Another familiar situation happens after traveling. Someone lands in a new country, changes SIMs, uses roaming, or connects to hotel Wi-Fi that has the personality of wet cardboard. iMessage then gets stuck because SMS is blocked, the network is unstable, or the phone’s time zone is wrong. In this case, setting date and time to automatic, connecting to reliable Wi-Fi, and confirming SMS access usually clears the issue. Travel is wonderful, but your iPhone may need a moment to understand that it is no longer in yesterday’s time zone.
For many users, the fastest fix is embarrassingly simple: restart the iPhone. That little reboot can clear activation attempts that got tangled in the background. It is not glamorous, but neither is unplugging a router, and that has saved civilization more times than we care to admit.
Carrier-related cases are the most frustrating because everything can look fine on the iPhone. You may have bars, data, and calling, yet iMessage still refuses to activate. In those cases, contacting the carrier and asking specifically about SMS provisioning, eSIM activation, number port completion, and carrier settings can help. Do not just say, “My iMessage is broken.” Say, “My iPhone number will not activate with iMessage. Can you confirm SMS and my SIM or eSIM provisioning are fully active?” That wording gets you closer to the right support path.

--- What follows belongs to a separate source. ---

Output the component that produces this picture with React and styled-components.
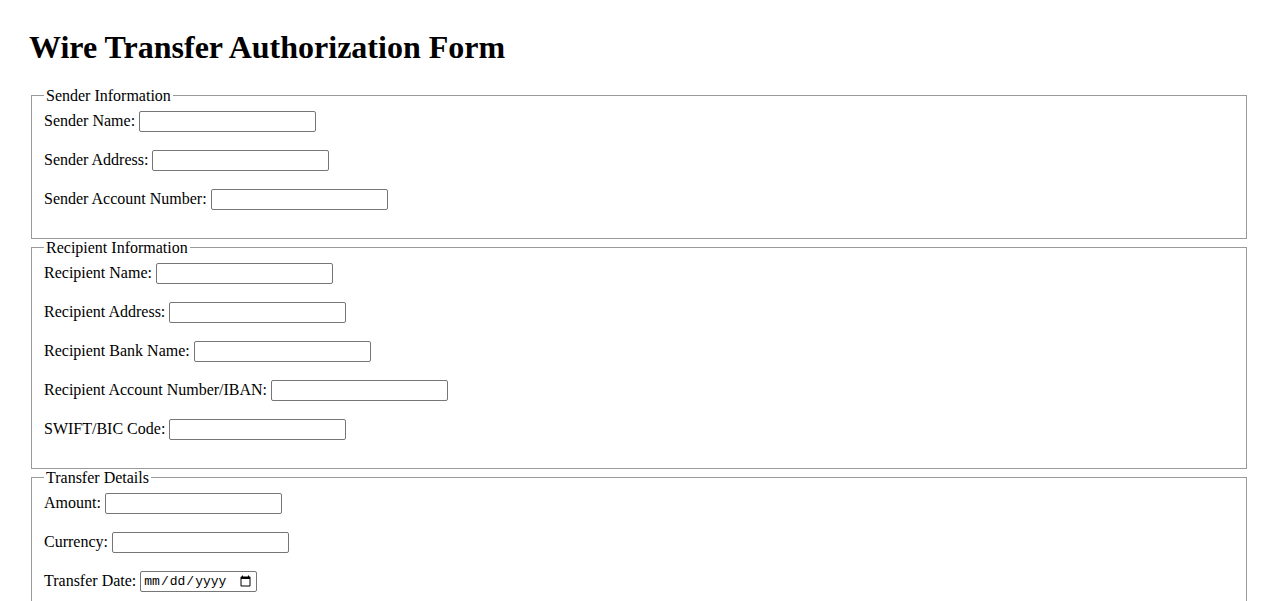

The final lesson from real-world troubleshooting is to avoid doing every fix repeatedly in a panic. Toggle iMessage once, restart once, check the basics, update settings, then give activation time to finish. Constantly switching settings on and off can make the process feel more chaotic. Treat it like making pancakes: flip too early and everything gets weird.
Conclusion
The iMessage Waiting for Activation error is annoying, but it is usually not permanent. Start with the basics: check your internet connection, make sure SMS works, toggle iMessage, restart your iPhone, and verify date and time settings. If that does not help, refresh your Apple Account sign-in, update iOS and carrier settings, or reset network settings.
If you recently changed carriers, transferred your number, or added an eSIM, give the process extra time and contact your carrier if SMS or phone number activation seems stuck. If the issue lasts more than 24 hours after you have tried the main fixes, Apple Support is the next smart stop.
Note: This guide is for general iPhone troubleshooting. Menu names may vary slightly depending on your iOS version, region, and carrier. Always back up important data before making major settings changes.